After a few hours we came to our camp for the night: the Tankwa Tented Camp at the edge of Tankwa Karoo National Park. Considering this was the first major dirt road some of the people in our party had ever traveled (and the first true desert to boot), the landscape was both stark and fascinating, an utter moonscape stranded in the southern reaches of the continent.

The Tankwa Karoo, it all its glory.

We pulled into the camp for the night, and soon wandered off into the more wooded floodplain of the Tankwarivier. We crushed the mud beneath our shoes, wandered through the acacias, and I chased after Karoo Larks flitting along the ground.

About 100 meters from the above picture: the Tankwarivier Floodplain.

As the sun set and the desert began to cool, we headed back to the main building and met the two workers around a fire they had started for us. We were the only guests that night, and we had a lekker time. The girls soon became absorbed in an intense conversation in their home language, and I found myself with the workers. I never caught their names, but I learned they were both from Malawi. I commented that I could not understand any German (at the time - this would change by the end of the week), and one of them looked at  me and said:

"Hearing someone speak another language is like listening to the birds. No one knows what they are saying, because they say it to each other, but all we can do is listen and realize how beautiful is sounds for what it is." (Not a direct quote, but as close as I can remember!)

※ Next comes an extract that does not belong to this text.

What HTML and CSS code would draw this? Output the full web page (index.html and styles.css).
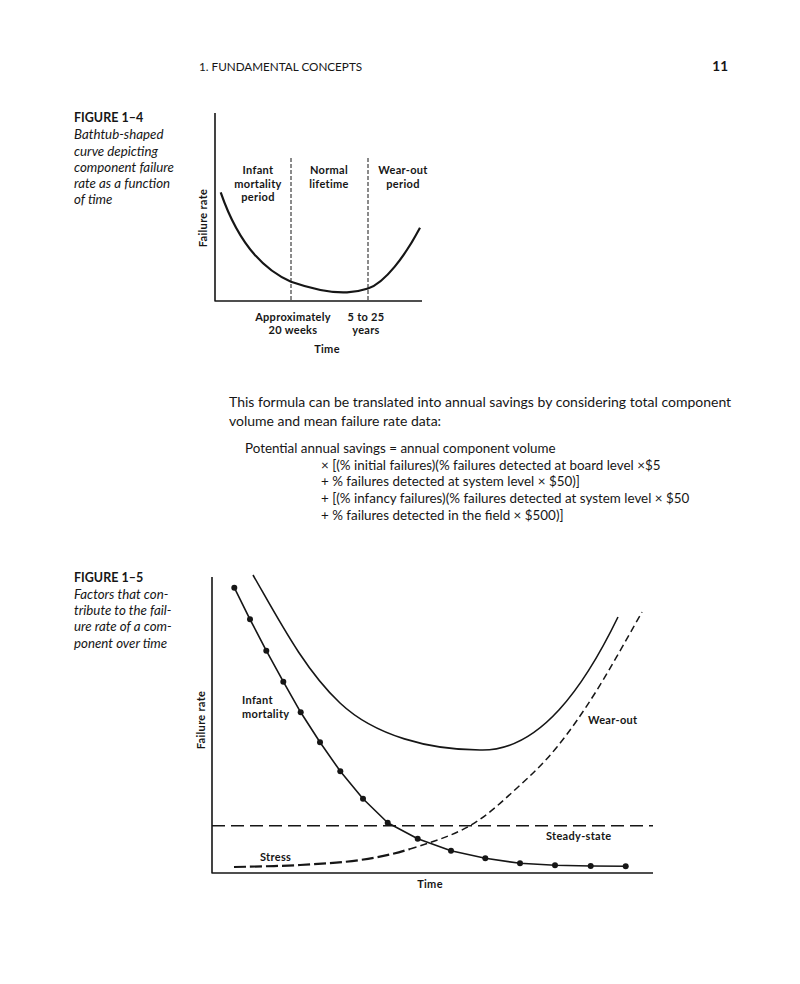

I agreed with him wholeheartedly, and I soon began learning some of their native language, Chewa. We talked for hours, looked at the moon through a spotting scope, and discussed Africa in general. Slowly, however, the fire started to die and we grew tired, ready to sleep for the long drive ahead.

I bid everyone goodnight, and crawled into my tent, happy to be between the infinite sky and the endless veld. As I closed my eyes, I already knew the next day was going to be another great day.